■ Source excerpt ■

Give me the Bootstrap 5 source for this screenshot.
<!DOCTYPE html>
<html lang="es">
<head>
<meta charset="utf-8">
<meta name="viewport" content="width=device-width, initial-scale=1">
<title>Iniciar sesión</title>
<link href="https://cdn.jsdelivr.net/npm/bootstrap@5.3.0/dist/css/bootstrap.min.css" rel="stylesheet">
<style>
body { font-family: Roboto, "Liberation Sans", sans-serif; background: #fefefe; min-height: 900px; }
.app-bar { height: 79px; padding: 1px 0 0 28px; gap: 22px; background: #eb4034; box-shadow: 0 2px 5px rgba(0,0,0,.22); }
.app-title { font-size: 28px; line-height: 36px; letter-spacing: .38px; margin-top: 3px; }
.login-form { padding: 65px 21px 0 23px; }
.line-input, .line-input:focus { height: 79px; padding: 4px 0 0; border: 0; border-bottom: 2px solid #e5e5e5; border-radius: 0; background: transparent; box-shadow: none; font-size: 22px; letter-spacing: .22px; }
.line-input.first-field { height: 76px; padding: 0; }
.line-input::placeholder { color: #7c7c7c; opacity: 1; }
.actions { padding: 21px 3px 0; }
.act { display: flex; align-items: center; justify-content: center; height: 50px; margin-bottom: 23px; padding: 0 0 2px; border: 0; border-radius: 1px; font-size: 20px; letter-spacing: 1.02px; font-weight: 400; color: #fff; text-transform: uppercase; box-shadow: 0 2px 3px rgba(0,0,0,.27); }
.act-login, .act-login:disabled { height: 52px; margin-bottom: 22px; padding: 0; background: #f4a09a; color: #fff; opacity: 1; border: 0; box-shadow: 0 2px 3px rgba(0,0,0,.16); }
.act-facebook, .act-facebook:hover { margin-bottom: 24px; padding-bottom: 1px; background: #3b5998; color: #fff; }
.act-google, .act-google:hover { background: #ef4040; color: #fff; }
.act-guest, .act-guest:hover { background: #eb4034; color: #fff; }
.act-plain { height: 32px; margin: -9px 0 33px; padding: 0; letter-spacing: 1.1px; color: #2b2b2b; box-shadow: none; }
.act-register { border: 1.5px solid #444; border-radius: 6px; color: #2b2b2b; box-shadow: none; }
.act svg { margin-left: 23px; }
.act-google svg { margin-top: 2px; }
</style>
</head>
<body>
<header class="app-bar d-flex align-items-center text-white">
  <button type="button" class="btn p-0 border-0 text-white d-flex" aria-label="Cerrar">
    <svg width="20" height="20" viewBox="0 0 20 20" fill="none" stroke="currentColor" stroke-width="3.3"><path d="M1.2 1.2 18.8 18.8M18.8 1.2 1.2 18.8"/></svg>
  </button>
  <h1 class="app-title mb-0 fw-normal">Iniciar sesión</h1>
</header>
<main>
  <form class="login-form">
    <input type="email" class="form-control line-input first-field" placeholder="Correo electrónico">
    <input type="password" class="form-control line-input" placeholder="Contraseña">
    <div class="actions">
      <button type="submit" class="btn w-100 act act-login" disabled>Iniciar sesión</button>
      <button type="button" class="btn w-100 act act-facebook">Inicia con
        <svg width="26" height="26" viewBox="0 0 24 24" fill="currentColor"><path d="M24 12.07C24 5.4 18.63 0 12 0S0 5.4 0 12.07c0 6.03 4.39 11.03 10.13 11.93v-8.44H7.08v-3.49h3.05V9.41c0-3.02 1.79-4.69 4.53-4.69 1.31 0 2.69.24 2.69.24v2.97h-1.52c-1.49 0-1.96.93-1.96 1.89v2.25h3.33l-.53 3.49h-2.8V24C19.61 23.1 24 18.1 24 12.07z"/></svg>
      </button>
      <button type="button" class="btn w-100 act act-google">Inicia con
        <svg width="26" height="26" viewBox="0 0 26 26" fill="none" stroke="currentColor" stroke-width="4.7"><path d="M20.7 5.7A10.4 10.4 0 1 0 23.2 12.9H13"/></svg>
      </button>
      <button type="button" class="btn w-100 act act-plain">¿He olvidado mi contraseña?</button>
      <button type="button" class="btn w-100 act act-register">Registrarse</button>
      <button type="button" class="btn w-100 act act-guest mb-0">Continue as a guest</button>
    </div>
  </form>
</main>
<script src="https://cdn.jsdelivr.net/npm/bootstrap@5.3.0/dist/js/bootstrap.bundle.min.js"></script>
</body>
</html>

■ Given instruction ■
Working from the material above, retype it in its entirety without change.

■ Final result ■
Give me the Bootstrap 5 source for this screenshot.
<!DOCTYPE html>
<html lang="es">
<head>
<meta charset="utf-8">
<meta name="viewport" content="width=device-width, initial-scale=1">
<title>Iniciar sesión</title>
<link href="https://cdn.jsdelivr.net/npm/bootstrap@5.3.0/dist/css/bootstrap.min.css" rel="stylesheet">
<style>
body { font-family: Roboto, "Liberation Sans", sans-serif; background: #fefefe; min-height: 900px; }
.app-bar { height: 79px; padding: 1px 0 0 28px; gap: 22px; background: #eb4034; box-shadow: 0 2px 5px rgba(0,0,0,.22); }
.app-title { font-size: 28px; line-height: 36px; letter-spacing: .38px; margin-top: 3px; }
.login-form { padding: 65px 21px 0 23px; }
.line-input, .line-input:focus { height: 79px; padding: 4px 0 0; border: 0; border-bottom: 2px solid #e5e5e5; border-radius: 0; background: transparent; box-shadow: none; font-size: 22px; letter-spacing: .22px; }
.line-input.first-field { height: 76px; padding: 0; }
.line-input::placeholder { color: #7c7c7c; opacity: 1; }
.actions { padding: 21px 3px 0; }
.act { display: flex; align-items: center; justify-content: center; height: 50px; margin-bottom: 23px; padding: 0 0 2px; border: 0; border-radius: 1px; font-size: 20px; letter-spacing: 1.02px; font-weight: 400; color: #fff; text-transform: uppercase; box-shadow: 0 2px 3px rgba(0,0,0,.27); }
.act-login, .act-login:disabled { height: 52px; margin-bottom: 22px; padding: 0; background: #f4a09a; color: #fff; opacity: 1; border: 0; box-shadow: 0 2px 3px rgba(0,0,0,.16); }
.act-facebook, .act-facebook:hover { margin-bottom: 24px; padding-bottom: 1px; background: #3b5998; color: #fff; }
.act-google, .act-google:hover { background: #ef4040; color: #fff; }
.act-guest, .act-guest:hover { background: #eb4034; color: #fff; }
.act-plain { height: 32px; margin: -9px 0 33px; padding: 0; letter-spacing: 1.1px; color: #2b2b2b; box-shadow: none; }
.act-register { border: 1.5px solid #444; border-radius: 6px; color: #2b2b2b; box-shadow: none; }
.act svg { margin-left: 23px; }
.act-google svg { margin-top: 2px; }
</style>
</head>
<body>
<header class="app-bar d-flex align-items-center text-white">
  <button type="button" class="btn p-0 border-0 text-white d-flex" aria-label="Cerrar">
    <svg width="20" height="20" viewBox="0 0 20 20" fill="none" stroke="currentColor" stroke-width="3.3"><path d="M1.2 1.2 18.8 18.8M18.8 1.2 1.2 18.8"/></svg>
  </button>
  <h1 class="app-title mb-0 fw-normal">Iniciar sesión</h1>
</header>
<main>
  <form class="login-form">
    <input type="email" class="form-control line-input first-field" placeholder="Correo electrónico">
    <input type="password" class="form-control line-input" placeholder="Contraseña">
    <div class="actions">
      <button type="submit" class="btn w-100 act act-login" disabled>Iniciar sesión</button>
      <button type="button" class="btn w-100 act act-facebook">Inicia con
        <svg width="26" height="26" viewBox="0 0 24 24" fill="currentColor"><path d="M24 12.07C24 5.4 18.63 0 12 0S0 5.4 0 12.07c0 6.03 4.39 11.03 10.13 11.93v-8.44H7.08v-3.49h3.05V9.41c0-3.02 1.79-4.69 4.53-4.69 1.31 0 2.69.24 2.69.24v2.97h-1.52c-1.49 0-1.96.93-1.96 1.89v2.25h3.33l-.53 3.49h-2.8V24C19.61 23.1 24 18.1 24 12.07z"/></svg>
      </button>
      <button type="button" class="btn w-100 act act-google">Inicia con
        <svg width="26" height="26" viewBox="0 0 26 26" fill="none" stroke="currentColor" stroke-width="4.7"><path d="M20.7 5.7A10.4 10.4 0 1 0 23.2 12.9H13"/></svg>
      </button>
      <button type="button" class="btn w-100 act act-plain">¿He olvidado mi contraseña?</button>
      <button type="button" class="btn w-100 act act-register">Registrarse</button>
      <button type="button" class="btn w-100 act act-guest mb-0">Continue as a guest</button>
    </div>
  </form>
</main>
<script src="https://cdn.jsdelivr.net/npm/bootstrap@5.3.0/dist/js/bootstrap.bundle.min.js"></script>
</body>
</html>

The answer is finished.